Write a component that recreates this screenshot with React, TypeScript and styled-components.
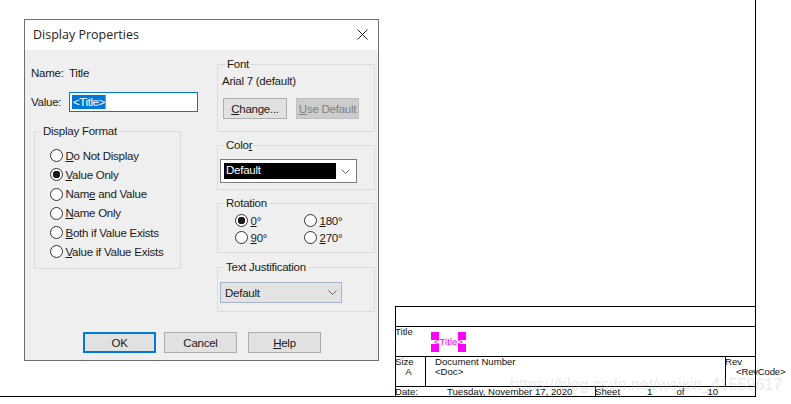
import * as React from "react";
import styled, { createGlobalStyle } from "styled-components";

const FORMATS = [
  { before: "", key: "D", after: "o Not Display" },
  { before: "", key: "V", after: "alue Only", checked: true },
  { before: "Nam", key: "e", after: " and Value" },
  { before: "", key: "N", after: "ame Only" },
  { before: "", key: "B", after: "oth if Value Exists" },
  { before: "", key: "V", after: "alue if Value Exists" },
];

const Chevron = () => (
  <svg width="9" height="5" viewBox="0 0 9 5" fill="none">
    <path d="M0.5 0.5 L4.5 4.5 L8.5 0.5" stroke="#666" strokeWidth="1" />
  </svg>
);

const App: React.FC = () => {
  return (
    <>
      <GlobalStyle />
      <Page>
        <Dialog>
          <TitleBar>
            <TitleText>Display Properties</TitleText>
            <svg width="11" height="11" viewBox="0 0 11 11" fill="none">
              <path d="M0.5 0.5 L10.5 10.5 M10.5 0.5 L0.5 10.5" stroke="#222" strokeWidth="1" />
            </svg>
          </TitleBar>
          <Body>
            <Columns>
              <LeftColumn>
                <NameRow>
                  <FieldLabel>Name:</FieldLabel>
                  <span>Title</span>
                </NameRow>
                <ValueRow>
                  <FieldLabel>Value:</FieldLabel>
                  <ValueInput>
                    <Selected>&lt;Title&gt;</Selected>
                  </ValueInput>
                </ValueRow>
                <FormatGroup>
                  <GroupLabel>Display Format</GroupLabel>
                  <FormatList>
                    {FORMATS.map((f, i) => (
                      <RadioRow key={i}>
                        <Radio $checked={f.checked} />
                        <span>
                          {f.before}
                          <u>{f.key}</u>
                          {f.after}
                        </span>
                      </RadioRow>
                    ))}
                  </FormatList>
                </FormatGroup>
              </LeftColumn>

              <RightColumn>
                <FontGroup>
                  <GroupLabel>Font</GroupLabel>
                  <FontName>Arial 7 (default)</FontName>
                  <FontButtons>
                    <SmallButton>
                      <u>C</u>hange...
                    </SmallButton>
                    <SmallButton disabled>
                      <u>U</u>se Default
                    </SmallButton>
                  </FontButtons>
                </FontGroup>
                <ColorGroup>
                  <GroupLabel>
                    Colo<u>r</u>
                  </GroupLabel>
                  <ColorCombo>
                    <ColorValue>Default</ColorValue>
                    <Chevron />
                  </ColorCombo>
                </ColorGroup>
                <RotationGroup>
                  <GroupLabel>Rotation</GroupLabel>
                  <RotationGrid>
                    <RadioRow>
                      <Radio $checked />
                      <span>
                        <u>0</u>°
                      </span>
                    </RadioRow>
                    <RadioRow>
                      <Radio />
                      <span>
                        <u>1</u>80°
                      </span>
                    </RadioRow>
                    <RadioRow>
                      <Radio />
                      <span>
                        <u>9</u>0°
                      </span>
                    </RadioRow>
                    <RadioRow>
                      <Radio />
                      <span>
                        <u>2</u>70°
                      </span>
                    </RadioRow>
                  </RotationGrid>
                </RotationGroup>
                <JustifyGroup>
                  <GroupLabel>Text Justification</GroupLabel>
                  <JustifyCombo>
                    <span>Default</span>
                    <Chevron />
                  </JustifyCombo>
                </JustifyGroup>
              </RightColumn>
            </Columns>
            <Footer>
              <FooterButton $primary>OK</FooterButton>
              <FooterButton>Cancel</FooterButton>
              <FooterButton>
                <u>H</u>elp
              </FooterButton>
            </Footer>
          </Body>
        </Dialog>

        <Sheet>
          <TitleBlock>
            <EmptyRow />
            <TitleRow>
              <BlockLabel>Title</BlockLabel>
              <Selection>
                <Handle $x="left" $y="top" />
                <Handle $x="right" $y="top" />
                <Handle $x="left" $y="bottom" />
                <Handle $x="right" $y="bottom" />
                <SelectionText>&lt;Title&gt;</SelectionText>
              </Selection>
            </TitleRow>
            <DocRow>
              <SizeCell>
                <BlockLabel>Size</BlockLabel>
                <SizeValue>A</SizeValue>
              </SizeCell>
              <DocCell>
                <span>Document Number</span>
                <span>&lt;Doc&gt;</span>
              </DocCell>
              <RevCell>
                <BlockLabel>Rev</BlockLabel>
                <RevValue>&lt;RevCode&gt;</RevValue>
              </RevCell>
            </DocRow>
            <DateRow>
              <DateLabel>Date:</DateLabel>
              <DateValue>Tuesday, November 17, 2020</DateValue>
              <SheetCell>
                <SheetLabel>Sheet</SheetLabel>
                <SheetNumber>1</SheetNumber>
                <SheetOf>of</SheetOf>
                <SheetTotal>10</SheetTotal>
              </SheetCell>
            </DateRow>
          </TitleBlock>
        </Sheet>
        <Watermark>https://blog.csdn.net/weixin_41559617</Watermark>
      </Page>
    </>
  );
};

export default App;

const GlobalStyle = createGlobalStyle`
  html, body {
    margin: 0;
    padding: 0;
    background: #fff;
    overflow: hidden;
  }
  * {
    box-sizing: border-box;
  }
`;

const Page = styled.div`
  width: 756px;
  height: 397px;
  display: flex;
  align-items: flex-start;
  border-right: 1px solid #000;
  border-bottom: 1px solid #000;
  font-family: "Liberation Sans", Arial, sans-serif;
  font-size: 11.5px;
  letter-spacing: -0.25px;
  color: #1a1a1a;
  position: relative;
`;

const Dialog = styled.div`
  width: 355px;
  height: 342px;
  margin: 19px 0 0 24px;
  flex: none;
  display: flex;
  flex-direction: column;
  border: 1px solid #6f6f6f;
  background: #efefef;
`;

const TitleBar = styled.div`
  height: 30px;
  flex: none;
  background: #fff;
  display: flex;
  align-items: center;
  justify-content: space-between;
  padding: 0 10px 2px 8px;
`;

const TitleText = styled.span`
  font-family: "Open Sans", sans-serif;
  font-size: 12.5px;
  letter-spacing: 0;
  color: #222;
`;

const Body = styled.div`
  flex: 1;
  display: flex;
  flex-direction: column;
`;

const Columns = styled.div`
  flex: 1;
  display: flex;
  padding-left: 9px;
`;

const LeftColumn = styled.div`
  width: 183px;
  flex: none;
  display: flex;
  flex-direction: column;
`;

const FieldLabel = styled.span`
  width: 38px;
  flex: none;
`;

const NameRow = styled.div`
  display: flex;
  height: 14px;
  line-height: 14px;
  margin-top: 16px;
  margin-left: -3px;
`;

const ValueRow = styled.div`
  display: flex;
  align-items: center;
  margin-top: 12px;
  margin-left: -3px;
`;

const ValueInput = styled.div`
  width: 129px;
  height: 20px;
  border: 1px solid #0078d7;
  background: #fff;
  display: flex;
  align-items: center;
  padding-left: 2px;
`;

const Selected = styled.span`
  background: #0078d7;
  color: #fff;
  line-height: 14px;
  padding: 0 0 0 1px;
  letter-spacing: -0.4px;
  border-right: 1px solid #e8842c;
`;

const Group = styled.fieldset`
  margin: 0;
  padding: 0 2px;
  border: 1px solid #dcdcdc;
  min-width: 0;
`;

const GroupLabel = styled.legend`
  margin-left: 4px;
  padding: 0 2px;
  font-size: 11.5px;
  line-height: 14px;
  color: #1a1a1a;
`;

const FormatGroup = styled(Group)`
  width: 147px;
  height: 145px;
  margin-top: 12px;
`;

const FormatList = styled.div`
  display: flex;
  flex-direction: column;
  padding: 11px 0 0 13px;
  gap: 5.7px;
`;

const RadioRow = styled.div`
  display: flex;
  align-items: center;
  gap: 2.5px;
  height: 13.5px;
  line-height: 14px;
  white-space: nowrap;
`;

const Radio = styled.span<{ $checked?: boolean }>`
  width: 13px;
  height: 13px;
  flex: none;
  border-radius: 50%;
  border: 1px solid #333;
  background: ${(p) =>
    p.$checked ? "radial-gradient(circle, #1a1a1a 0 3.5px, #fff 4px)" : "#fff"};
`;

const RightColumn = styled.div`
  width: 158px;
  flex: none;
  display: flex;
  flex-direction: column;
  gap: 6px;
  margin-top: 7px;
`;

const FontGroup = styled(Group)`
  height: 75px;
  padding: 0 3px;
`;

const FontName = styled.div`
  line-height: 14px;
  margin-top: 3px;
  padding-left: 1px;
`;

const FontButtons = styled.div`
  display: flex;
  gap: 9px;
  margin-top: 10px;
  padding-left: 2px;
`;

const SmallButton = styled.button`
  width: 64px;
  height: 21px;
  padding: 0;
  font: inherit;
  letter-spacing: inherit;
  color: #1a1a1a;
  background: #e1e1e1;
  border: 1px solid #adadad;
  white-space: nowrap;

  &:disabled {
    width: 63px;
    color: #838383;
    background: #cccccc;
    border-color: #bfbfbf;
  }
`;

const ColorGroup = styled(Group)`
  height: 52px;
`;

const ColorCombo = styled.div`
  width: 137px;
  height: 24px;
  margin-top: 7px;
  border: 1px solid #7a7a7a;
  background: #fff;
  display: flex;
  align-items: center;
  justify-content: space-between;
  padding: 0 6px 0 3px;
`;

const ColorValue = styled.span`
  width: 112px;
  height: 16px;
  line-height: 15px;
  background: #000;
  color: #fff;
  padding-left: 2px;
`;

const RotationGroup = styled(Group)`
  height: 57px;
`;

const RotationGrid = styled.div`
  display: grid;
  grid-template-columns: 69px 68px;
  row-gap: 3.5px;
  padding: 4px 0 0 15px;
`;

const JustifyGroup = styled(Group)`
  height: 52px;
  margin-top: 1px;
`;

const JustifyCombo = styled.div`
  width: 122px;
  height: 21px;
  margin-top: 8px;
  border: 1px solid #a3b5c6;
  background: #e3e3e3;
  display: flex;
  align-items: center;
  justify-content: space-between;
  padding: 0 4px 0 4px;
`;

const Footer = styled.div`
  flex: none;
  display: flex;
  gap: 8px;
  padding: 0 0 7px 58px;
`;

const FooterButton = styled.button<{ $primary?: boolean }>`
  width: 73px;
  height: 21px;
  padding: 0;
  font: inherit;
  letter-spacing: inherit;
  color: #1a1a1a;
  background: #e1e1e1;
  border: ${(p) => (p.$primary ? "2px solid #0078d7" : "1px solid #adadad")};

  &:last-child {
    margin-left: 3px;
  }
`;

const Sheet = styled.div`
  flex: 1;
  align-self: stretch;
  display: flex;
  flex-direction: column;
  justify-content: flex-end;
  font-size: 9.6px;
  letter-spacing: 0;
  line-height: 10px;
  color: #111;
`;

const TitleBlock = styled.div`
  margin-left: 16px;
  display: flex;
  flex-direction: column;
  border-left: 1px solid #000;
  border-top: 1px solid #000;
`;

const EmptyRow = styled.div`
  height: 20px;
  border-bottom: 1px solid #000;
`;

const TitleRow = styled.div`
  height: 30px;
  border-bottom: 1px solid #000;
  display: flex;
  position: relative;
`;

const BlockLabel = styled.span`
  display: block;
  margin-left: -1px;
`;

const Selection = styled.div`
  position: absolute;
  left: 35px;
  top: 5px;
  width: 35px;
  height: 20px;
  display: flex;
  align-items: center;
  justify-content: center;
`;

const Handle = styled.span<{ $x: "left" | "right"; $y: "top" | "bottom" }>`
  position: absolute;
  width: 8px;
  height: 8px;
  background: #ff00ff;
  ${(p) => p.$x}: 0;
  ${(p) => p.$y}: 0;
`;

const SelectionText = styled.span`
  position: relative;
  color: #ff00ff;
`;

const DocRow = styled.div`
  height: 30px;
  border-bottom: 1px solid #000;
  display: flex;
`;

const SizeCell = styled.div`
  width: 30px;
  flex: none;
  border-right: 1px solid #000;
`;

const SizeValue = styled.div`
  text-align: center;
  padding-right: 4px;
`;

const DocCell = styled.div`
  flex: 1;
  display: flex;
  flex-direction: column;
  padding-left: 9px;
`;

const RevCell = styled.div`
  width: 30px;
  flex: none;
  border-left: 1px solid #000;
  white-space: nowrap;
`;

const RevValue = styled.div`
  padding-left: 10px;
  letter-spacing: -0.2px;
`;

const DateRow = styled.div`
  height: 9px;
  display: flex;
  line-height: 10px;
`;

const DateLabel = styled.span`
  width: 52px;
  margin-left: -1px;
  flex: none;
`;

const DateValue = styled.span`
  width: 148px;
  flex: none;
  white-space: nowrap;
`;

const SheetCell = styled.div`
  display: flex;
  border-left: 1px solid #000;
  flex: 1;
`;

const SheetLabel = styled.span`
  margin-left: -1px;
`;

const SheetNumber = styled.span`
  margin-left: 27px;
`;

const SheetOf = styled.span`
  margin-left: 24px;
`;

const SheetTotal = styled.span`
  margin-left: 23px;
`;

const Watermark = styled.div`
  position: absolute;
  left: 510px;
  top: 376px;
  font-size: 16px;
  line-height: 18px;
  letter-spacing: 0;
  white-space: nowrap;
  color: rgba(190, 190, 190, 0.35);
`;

Task objective
Without any pictures, reproduce the lines from the first one in the material through the line that has "</LeftColumn>", exactly as they appear.

Answer to the exercise
Write a component that recreates this screenshot with React, TypeScript and styled-components.
import * as React from "react";
import styled, { createGlobalStyle } from "styled-components";

const FORMATS = [
  { before: "", key: "D", after: "o Not Display" },
  { before: "", key: "V", after: "alue Only", checked: true },
  { before: "Nam", key: "e", after: " and Value" },
  { before: "", key: "N", after: "ame Only" },
  { before: "", key: "B", after: "oth if Value Exists" },
  { before: "", key: "V", after: "alue if Value Exists" },
];

const Chevron = () => (
  <svg width="9" height="5" viewBox="0 0 9 5" fill="none">
    <path d="M0.5 0.5 L4.5 4.5 L8.5 0.5" stroke="#666" strokeWidth="1" />
  </svg>
);

const App: React.FC = () => {
  return (
    <>
      <GlobalStyle />
      <Page>
        <Dialog>
          <TitleBar>
            <TitleText>Display Properties</TitleText>
            <svg width="11" height="11" viewBox="0 0 11 11" fill="none">
              <path d="M0.5 0.5 L10.5 10.5 M10.5 0.5 L0.5 10.5" stroke="#222" strokeWidth="1" />
            </svg>
          </TitleBar>
          <Body>
            <Columns>
              <LeftColumn>
                <NameRow>
                  <FieldLabel>Name:</FieldLabel>
                  <span>Title</span>
                </NameRow>
                <ValueRow>
                  <FieldLabel>Value:</FieldLabel>
                  <ValueInput>
                    <Selected>&lt;Title&gt;</Selected>
                  </ValueInput>
                </ValueRow>
                <FormatGroup>
                  <GroupLabel>Display Format</GroupLabel>
                  <FormatList>
                    {FORMATS.map((f, i) => (
                      <RadioRow key={i}>
                        <Radio $checked={f.checked} />
                        <span>
                          {f.before}
                          <u>{f.key}</u>
                          {f.after}
                        </span>
                      </RadioRow>
                    ))}
                  </FormatList>
                </FormatGroup>
              </LeftColumn>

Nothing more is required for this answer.